I began with cutting the text into a workable libretto. There is only so much one singer can sing, so there was a lot of amazing, significant material I had to cut out. I omitted almost all the nasty things the narrator has to say about Austria and Switzerland, which is a huge part of the book. I ended up having to take out many things that are quite important — I left out that the narrator is a failed writer, I left out Wertheimer’s funeral and burial, that Wertheimer was Jewish, etc. What I tried to keep were the things that allow us to see better into the persona of the narrator. Our perception of him changes across the novel, as Bernhard shows us more of his inner life.
It is this aspect of Bernhard’s storytelling that ended up exciting me the most as I went about adapting it. It seemed to me that managing our perceptions of a character could be a new way to focus action in an opera. Opera traditionally includes love and death and revenge and coincidence and mistaken identity and elephants — usually a lot goes on. I loved the idea that the dramatic shape of an opera could be made only out of the changes in how we perceive the motivations of a character, and how the music reveals him to us.

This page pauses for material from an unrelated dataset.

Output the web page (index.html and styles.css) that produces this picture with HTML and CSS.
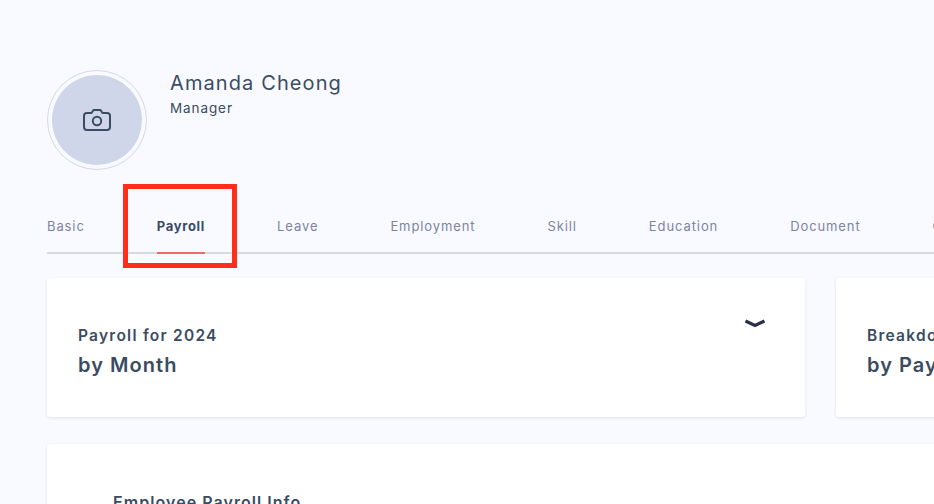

I have also been the stage director for this opera. For the staging I wanted to make physical the separation that the narrator feels from Glenn Gould, and from the life that he did not lead. I had the idea to seat the audience only in the mezzanine of the Opera House at the Brooklyn Academy of Music, and build a platform right in front of us, on which the narrator stands. It seems like he is floating in space, telling us his story, within the giant void of the empty hall. Two thirds of the way through the piece, the stage behind him begins to glow, revealing a piano floating in the air. A pianist begins to play, a very delicate and simple music. We can’t hear it very well, because in front of us a man is singing, very intensely and directed right at us, about his miserable life. What I hoped we would feel in this staging is that there is something blocking our path to the beauty of the piano on stage, just as the narrator’s path to the piano became blocked. We become frustrated at not being able to hear the music. Frustration is a big part of the reading of The Loser as well.
I am grateful to all the amazing musicians who have helped me make this piece — the commanding Rod Gilfry as the narrator, the very sensitive piano virtuoso Conrad Tao, an ensemble of great musicians put together by Bang on a Can and conducted by Karina Canellakis. Most of all I am grateful to the Next Wave Festival at the Brooklyn Academy of Music, and in particular the courageous Joe Melillo, for commissioning this work and for letting me make it.